** PROBLEM DETAILS **
Give the listing below again in full, exactly as written.
───── AVAILABLE DATA ─────
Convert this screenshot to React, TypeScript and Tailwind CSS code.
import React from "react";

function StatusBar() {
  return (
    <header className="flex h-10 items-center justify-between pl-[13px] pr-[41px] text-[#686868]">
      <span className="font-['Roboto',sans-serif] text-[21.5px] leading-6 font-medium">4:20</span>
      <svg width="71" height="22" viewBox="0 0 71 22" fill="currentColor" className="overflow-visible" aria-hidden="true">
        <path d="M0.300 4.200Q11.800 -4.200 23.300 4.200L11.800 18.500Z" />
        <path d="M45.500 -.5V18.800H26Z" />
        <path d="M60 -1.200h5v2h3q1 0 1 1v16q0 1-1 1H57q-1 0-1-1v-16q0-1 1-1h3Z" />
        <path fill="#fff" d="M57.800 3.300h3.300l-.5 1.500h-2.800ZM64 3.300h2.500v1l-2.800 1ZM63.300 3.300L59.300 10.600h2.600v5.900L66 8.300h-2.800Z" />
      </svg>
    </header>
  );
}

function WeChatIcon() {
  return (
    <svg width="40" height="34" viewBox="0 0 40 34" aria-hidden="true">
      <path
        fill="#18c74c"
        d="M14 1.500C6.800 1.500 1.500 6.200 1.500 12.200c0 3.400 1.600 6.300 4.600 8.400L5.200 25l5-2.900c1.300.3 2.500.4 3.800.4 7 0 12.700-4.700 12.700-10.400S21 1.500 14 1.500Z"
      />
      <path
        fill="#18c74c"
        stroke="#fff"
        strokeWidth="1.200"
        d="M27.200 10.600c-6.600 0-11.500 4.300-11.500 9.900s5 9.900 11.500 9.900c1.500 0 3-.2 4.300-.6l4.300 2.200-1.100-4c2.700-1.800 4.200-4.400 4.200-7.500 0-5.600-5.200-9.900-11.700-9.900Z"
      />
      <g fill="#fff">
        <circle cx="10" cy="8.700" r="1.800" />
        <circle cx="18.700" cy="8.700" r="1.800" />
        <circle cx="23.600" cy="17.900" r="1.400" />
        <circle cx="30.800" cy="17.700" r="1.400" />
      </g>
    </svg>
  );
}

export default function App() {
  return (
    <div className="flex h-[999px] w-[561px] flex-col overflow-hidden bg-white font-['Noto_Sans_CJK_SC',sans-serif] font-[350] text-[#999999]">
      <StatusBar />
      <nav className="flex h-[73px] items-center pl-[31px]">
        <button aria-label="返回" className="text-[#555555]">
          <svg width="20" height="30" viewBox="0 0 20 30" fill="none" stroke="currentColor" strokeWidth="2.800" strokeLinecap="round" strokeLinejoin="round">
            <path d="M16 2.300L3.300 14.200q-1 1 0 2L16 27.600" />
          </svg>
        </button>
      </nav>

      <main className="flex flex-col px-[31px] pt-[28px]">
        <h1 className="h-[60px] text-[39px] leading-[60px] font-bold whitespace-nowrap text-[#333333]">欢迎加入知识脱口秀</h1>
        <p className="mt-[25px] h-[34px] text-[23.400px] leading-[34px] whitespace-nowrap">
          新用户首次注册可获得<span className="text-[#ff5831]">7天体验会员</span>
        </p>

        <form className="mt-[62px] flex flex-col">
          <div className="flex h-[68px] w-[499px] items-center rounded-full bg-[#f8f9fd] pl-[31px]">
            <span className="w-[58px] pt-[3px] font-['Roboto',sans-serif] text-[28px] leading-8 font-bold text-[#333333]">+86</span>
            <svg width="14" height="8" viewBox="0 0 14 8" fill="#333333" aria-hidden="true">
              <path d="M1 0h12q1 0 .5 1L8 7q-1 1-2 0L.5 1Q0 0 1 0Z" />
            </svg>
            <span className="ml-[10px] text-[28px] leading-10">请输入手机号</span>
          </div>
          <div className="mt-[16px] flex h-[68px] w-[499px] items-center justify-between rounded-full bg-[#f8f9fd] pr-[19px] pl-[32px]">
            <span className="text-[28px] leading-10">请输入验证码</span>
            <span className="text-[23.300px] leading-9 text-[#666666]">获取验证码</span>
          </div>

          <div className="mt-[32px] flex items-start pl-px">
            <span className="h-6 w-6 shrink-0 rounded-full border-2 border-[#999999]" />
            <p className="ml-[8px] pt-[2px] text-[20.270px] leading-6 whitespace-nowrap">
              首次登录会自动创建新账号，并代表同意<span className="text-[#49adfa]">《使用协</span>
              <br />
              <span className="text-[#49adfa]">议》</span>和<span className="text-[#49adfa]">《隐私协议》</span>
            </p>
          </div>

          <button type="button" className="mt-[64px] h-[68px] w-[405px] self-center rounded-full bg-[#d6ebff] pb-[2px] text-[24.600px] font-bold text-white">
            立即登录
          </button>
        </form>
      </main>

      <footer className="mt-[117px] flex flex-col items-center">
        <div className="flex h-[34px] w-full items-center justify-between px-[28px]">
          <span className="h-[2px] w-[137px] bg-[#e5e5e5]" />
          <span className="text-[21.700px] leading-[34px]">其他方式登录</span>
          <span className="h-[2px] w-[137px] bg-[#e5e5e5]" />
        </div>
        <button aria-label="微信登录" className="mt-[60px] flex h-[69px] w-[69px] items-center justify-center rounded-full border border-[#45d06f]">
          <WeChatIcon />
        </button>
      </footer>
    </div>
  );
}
─────
** OUTPUT OF THE TASK **
Convert this screenshot to React, TypeScript and Tailwind CSS code.
import React from "react";

function StatusBar() {
  return (
    <header className="flex h-10 items-center justify-between pl-[13px] pr-[41px] text-[#686868]">
      <span className="font-['Roboto',sans-serif] text-[21.5px] leading-6 font-medium">4:20</span>
      <svg width="71" height="22" viewBox="0 0 71 22" fill="currentColor" className="overflow-visible" aria-hidden="true">
        <path d="M0.300 4.200Q11.800 -4.200 23.300 4.200L11.800 18.500Z" />
        <path d="M45.500 -.5V18.800H26Z" />
        <path d="M60 -1.200h5v2h3q1 0 1 1v16q0 1-1 1H57q-1 0-1-1v-16q0-1 1-1h3Z" />
        <path fill="#fff" d="M57.800 3.300h3.300l-.5 1.500h-2.800ZM64 3.300h2.500v1l-2.800 1ZM63.300 3.300L59.300 10.600h2.600v5.900L66 8.300h-2.800Z" />
      </svg>
    </header>
  );
}

function WeChatIcon() {
  return (
    <svg width="40" height="34" viewBox="0 0 40 34" aria-hidden="true">
      <path
        fill="#18c74c"
        d="M14 1.500C6.800 1.500 1.500 6.200 1.500 12.200c0 3.400 1.600 6.300 4.600 8.400L5.200 25l5-2.900c1.300.3 2.500.4 3.800.4 7 0 12.700-4.700 12.700-10.400S21 1.500 14 1.500Z"
      />
      <path
        fill="#18c74c"
        stroke="#fff"
        strokeWidth="1.200"
        d="M27.200 10.600c-6.600 0-11.500 4.300-11.500 9.900s5 9.900 11.500 9.900c1.500 0 3-.2 4.300-.6l4.300 2.200-1.100-4c2.700-1.800 4.200-4.400 4.200-7.500 0-5.600-5.200-9.900-11.700-9.900Z"
      />
      <g fill="#fff">
        <circle cx="10" cy="8.700" r="1.800" />
        <circle cx="18.700" cy="8.700" r="1.800" />
        <circle cx="23.600" cy="17.900" r="1.400" />
        <circle cx="30.800" cy="17.700" r="1.400" />
      </g>
    </svg>
  );
}

export default function App() {
  return (
    <div className="flex h-[999px] w-[561px] flex-col overflow-hidden bg-white font-['Noto_Sans_CJK_SC',sans-serif] font-[350] text-[#999999]">
      <StatusBar />
      <nav className="flex h-[73px] items-center pl-[31px]">
        <button aria-label="返回" className="text-[#555555]">
          <svg width="20" height="30" viewBox="0 0 20 30" fill="none" stroke="currentColor" strokeWidth="2.800" strokeLinecap="round" strokeLinejoin="round">
            <path d="M16 2.300L3.300 14.200q-1 1 0 2L16 27.600" />
          </svg>
        </button>
      </nav>

      <main className="flex flex-col px-[31px] pt-[28px]">
        <h1 className="h-[60px] text-[39px] leading-[60px] font-bold whitespace-nowrap text-[#333333]">欢迎加入知识脱口秀</h1>
        <p className="mt-[25px] h-[34px] text-[23.400px] leading-[34px] whitespace-nowrap">
          新用户首次注册可获得<span className="text-[#ff5831]">7天体验会员</span>
        </p>

        <form className="mt-[62px] flex flex-col">
          <div className="flex h-[68px] w-[499px] items-center rounded-full bg-[#f8f9fd] pl-[31px]">
            <span className="w-[58px] pt-[3px] font-['Roboto',sans-serif] text-[28px] leading-8 font-bold text-[#333333]">+86</span>
            <svg width="14" height="8" viewBox="0 0 14 8" fill="#333333" aria-hidden="true">
              <path d="M1 0h12q1 0 .5 1L8 7q-1 1-2 0L.5 1Q0 0 1 0Z" />
            </svg>
            <span className="ml-[10px] text-[28px] leading-10">请输入手机号</span>
          </div>
          <div className="mt-[16px] flex h-[68px] w-[499px] items-center justify-between rounded-full bg-[#f8f9fd] pr-[19px] pl-[32px]">
            <span className="text-[28px] leading-10">请输入验证码</span>
            <span className="text-[23.300px] leading-9 text-[#666666]">获取验证码</span>
          </div>

          <div className="mt-[32px] flex items-start pl-px">
            <span className="h-6 w-6 shrink-0 rounded-full border-2 border-[#999999]" />
            <p className="ml-[8px] pt-[2px] text-[20.270px] leading-6 whitespace-nowrap">
              首次登录会自动创建新账号，并代表同意<span className="text-[#49adfa]">《使用协</span>
              <br />
              <span className="text-[#49adfa]">议》</span>和<span className="text-[#49adfa]">《隐私协议》</span>
            </p>
          </div>

          <button type="button" className="mt-[64px] h-[68px] w-[405px] self-center rounded-full bg-[#d6ebff] pb-[2px] text-[24.600px] font-bold text-white">
            立即登录
          </button>
        </form>
      </main>

      <footer className="mt-[117px] flex flex-col items-center">
        <div className="flex h-[34px] w-full items-center justify-between px-[28px]">
          <span className="h-[2px] w-[137px] bg-[#e5e5e5]" />
          <span className="text-[21.700px] leading-[34px]">其他方式登录</span>
          <span className="h-[2px] w-[137px] bg-[#e5e5e5]" />
        </div>
        <button aria-label="微信登录" className="mt-[60px] flex h-[69px] w-[69px] items-center justify-center rounded-full border border-[#45d06f]">
          <WeChatIcon />
        </button>
      </footer>
    </div>
  );
}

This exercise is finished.